Pastors need individual faith and congregations need corporate faith in constant pursuit of God’s vision. The Lord has dreams and visions for the pastor and church who will take time to listen to His voice. The Holy Spirit certainly wants to reach our communities in America. If the Holy Spirit wants to reach our communities, then as we quiet ourselves and wait for His leading, He will show us.

In March 2007, I stood on the beach where Paul and Barnabas sailed from on their first missionary journey, and I had an incredible spiritual encounter. I realized at the moment when Paul and Barnabas first set sail, no book of the New Testament had been written, none of the Gentile churches had been founded except the church in Antioch, and Paul had no idea that in the next 15 years he would plant churches in Antioch in Pisidia, Iconium, Lystra, Derbe, Philippi, Thessalonica, Berea, Athens, Corinth and Ephesus. He had no 5-year plan or 10-year plan. There is nothing wrong with such plans. But Paul had a sensitivity to the Spirit and was willing to go where the Spirit directed him.
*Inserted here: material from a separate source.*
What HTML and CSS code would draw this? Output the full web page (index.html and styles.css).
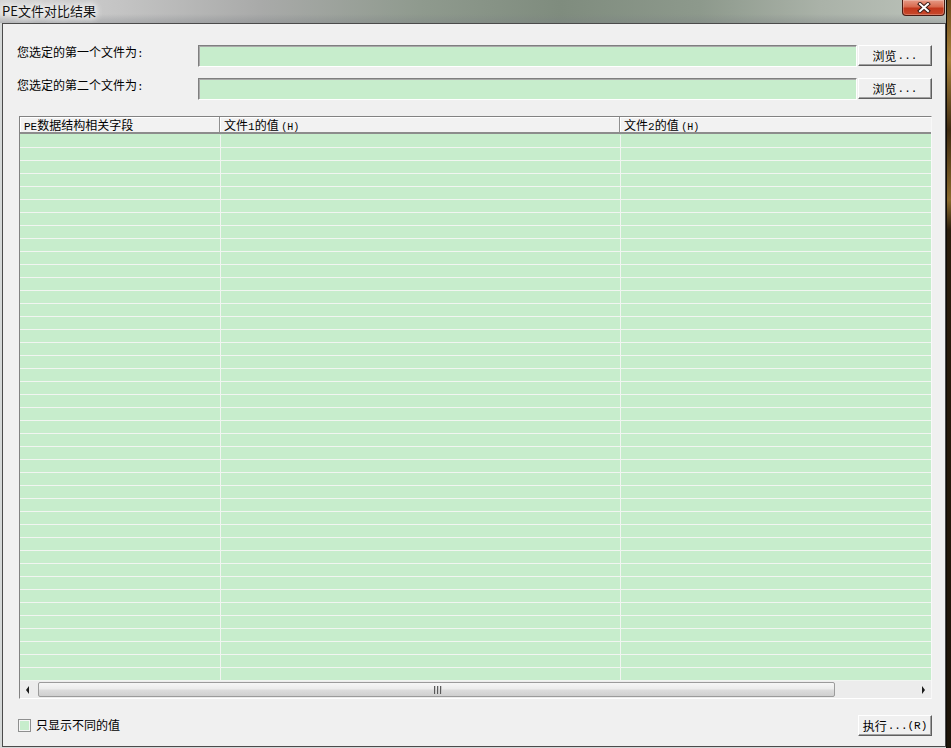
FILE: index.html
```html
<!DOCTYPE html>
<html lang="zh-CN">
<head>
<meta charset="utf-8">
<title>PE文件对比结果</title>
<link rel="stylesheet" href="styles.css">
</head>
<body>
<div class="screen">
  <div class="window">
    <div class="titlebar">
      <span class="title">PE文件对比结果</span>
      <button class="close" aria-label="关闭">
        <svg width="14" height="11" viewBox="0 0 14 11">
          <path d="M3 2 L11 9 M11 2 L3 9" stroke="#3a1a14" stroke-width="4" stroke-linecap="square" fill="none"/>
          <path d="M3 2 L11 9 M11 2 L3 9" stroke="#ffffff" stroke-width="2" stroke-linecap="square" fill="none"/>
        </svg>
      </button>
    </div>
    <div class="frame">
      <div class="client">
        <div class="file-row">
          <span class="label">您选定的第一个文件为<span class="hw">:</span></span>
          <div class="field"></div>
          <button class="btn">浏览<span class="hw dots">...</span></button>
        </div>
        <div class="file-row second">
          <span class="label">您选定的第二个文件为<span class="hw">:</span></span>
          <div class="field"></div>
          <button class="btn">浏览<span class="hw dots">...</span></button>
        </div>

        <div class="listview">
          <div class="lv-head">
            <div class="hcell c1"><span class="hw">PE</span>数据结构相关字段</div>
            <div class="hcell c2">文件<span class="hw">1</span>的值 <span class="hw small">(H)</span></div>
            <div class="hcell c3">文件<span class="hw">2</span>的值 <span class="hw small">(H)</span></div>
          </div>
          <div class="lv-body">
            <div class="col c1"></div>
            <div class="col c2"></div>
            <div class="col c3"></div>
          </div>
          <div class="hscroll">
            <div class="arrow left"></div>
            <div class="track">
              <div class="thumb"><span class="grip"><i></i><i></i><i></i></span></div>
            </div>
            <div class="arrow right"></div>
          </div>
        </div>

        <div class="footer">
          <label class="check"><span class="box"></span><span class="check-label">只显示不同的值</span></label>
          <button class="btn">执行<span class="hw dots">...</span><span class="hw">(R)</span></button>
        </div>
      </div>
    </div>
  </div>
  <div class="desktop"></div>
</div>
</body>
</html>
```

FILE: styles.css
```css
html, body {
  margin: 0;
  padding: 0;
}

body {
  width: 951px;
  height: 748px;
  overflow: hidden;
  font-family: "Noto Sans CJK SC", "Noto Sans", sans-serif;
  font-size: 12px;
  color: #000;
}

.screen {
  display: flex;
  width: 951px;
  height: 748px;
  background: #2a1d0c;
}

.window {
  width: 946px;
  height: 748px;
  display: flex;
  flex-direction: column;
  background: #3b3f44;
}

/* ---------- title bar ---------- */
.titlebar {
  height: 23px;
  flex: none;
  display: flex;
  justify-content: space-between;
  align-items: flex-start;
  background:
    linear-gradient(to bottom, rgba(255,255,255,0) 0, rgba(255,255,255,0) 14px, rgba(120,124,130,0.35) 23px),
    linear-gradient(to right, #d6d6d6 0, #c4c4c4 120px, #a9aaa9 260px, #8f9a8e 420px, #7f8c7e 560px, #8d998c 700px, #aab2a8 820px, #bcc3bb 946px);
}

.title {
  margin: 2px 0 0 2px;
  font-size: 13px;
  line-height: 17px;
  color: #111;
  text-shadow: 0 0 6px #fff, 0 0 8px #fff, 0 0 10px #fff;
}

.close {
  width: 43px;
  height: 16px;
  margin-right: 1px;
  padding: 0;
  border: 1px solid #4a1b12;
  border-top: none;
  border-radius: 0 0 4px 4px;
  background: linear-gradient(to bottom, #e69a86 0, #d86a4f 45%, #c2371c 55%, #c84a2c 100%);
  box-shadow: inset 0 0 0 1px rgba(255,255,255,0.25);
  display: flex;
  align-items: center;
  justify-content: center;
}

.close svg {
  display: block;
}

/* ---------- frame & client ---------- */
.frame {
  flex: 1;
  display: flex;
  padding-left: 2px;
  padding-bottom: 1px;
  background: #d5d8d8;
}

.client {
  width: 942px;
  border: 1px solid #4b4b4b;
  background: #f0f0f0;
  padding: 21px 0 0 14px;
  display: flex;
  flex-direction: column;
}

.hw {
  font-family: "Liberation Mono", monospace;
  font-size: 11px;
}

.hw.small {
  font-size: 10px;
}

.file-row {
  display: flex;
  align-items: center;
  height: 22px;
}

.file-row.second {
  margin-top: 11px;
}

.label {
  width: 181px;
  align-self: flex-start;
  line-height: 14px;
  white-space: nowrap;
}

.field {
  width: 657px;
  height: 20px;
  border: 1px solid;
  border-color: #7f7f7f #ffffff #ffffff #7f7f7f;
  box-shadow: inset 1px 1px 0 #a9a9a9;
  background: #c7edcc;
}

.btn {
  margin: 0 0 0 1px;
  width: 74px;
  height: 21px;
  align-self: flex-start;
  padding: 0;
  border: 1px solid;
  border-color: #ffffff #5f5f5f #5f5f5f #ffffff;
  box-shadow: inset -1px -1px 0 #a0a0a0;
  background: #f0f0f0;
  font-family: "Noto Sans CJK SC", sans-serif;
  font-size: 12px;
  line-height: 18px;
  color: #000;
  display: flex;
  align-items: center;
  justify-content: center;
}

.dots {
  margin-left: 1px;
}

/* ---------- list view ---------- */
.listview {
  margin: 16px 0 0 2px;
  width: 911px;
  border: 1px solid;
  border-color: #828282 #f8f8f8 #ffffff #828282;
  display: flex;
  flex-direction: column;
}

.lv-head {
  height: 15px;
  display: flex;
  border-bottom: 2px solid #8c8c8c;
  background: #f2f2f2;
}

.hcell {
  height: 15px;
  line-height: 15px;
  white-space: nowrap;
  overflow: hidden;
  padding-left: 4px;
  border-right: 1px solid #8f8f8f;
  box-shadow: inset 1px 1px 0 #ffffff;
}

.hcell.c1 { width: 195px; }
.hcell.c2 { width: 395px; }
.hcell.c3 { flex: 1; border-right: none; }

.lv-body {
  height: 546px;
  display: flex;
  border-top: 1px solid #c7edcc;
  background-color: #c7edcc;
  background-image: repeating-linear-gradient(to bottom, #c7edcc 0, #c7edcc 12px, #f1f5f1 12px, #f1f5f1 13px);
}

.col {
  height: 100%;
}

.col.c1 { width: 200px; border-right: 1px solid #f1f5f1; }
.col.c2 { width: 399px; border-right: 1px solid #f1f5f1; }
.col.c3 { flex: 1; }

/* ---------- horizontal scrollbar ---------- */
.hscroll {
  height: 17px;
  display: flex;
  align-items: center;
  background: #ececec;
}

.arrow {
  width: 17px;
  height: 17px;
  position: relative;
  flex: none;
}

.arrow::after {
  content: "";
  position: absolute;
  top: 5px;
  width: 0;
  height: 0;
  border-top: 4px solid transparent;
  border-bottom: 4px solid transparent;
}

.arrow.left::after {
  left: 6px;
  border-right: 3px solid #1a1a1a;
}

.arrow.right::after {
  left: 8px;
  border-left: 3px solid #1a1a1a;
}

.track {
  flex: 1;
  height: 17px;
  display: flex;
  align-items: center;
}

.thumb {
  margin-left: 1px;
  width: 795px;
  height: 13px;
  border: 1px solid #9b9b9b;
  border-radius: 2px;
  background: linear-gradient(to bottom, #f6f6f6 0, #ececec 45%, #dcdcdc 55%, #cfcfcf 100%);
  display: flex;
  align-items: center;
  justify-content: center;
}

.grip {
  display: flex;
  gap: 1px;
  margin-left: 2px;
}

.grip i {
  display: block;
  width: 2px;
  height: 8px;
  background: linear-gradient(to right, #5a5a5a 0, #5a5a5a 1px, #c8c8c8 1px);
}

/* ---------- footer ---------- */
.footer {
  margin: 16px 0 0 1px;
  width: 914px;
  display: flex;
  justify-content: space-between;
  align-items: flex-start;
}

.check {
  display: flex;
  align-items: center;
  margin-top: 3px;
}

.box {
  width: 11px;
  height: 11px;
  border: 1px solid #8e8f8f;
  box-shadow: inset 0 0 0 1px #f6f6f6;
  background: #c7edcc;
}

.check-label {
  margin-left: 5px;
  line-height: 14px;
}

/* ---------- desktop strip ---------- */
.desktop {
  width: 5px;
  height: 748px;
  border-left: 1px solid #0e0a05;
  background: linear-gradient(to bottom, #6b4a1c 0, #a8823a 60px, #3e2a10 130px, #8a6a2c 200px, #2a1d0c 230px, #1c1409 748px);
}
```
And the next 15 years became an incredibly productive time for the Early Church.

I believe the Spirit wants to replicate that in our lifetime. He wants to take not only the young leaders anxious to get out and make a mark for God, but He also wants to take senior veterans and launch them into new ministries they never would have imagined. And as we partner with the Holy Spirit across this Fellowship, there are great churches in communities as yet unreached waiting to be born, waiting to impact their world for Christ.

May God burden our hearts and give us the vision for His great churches of the future.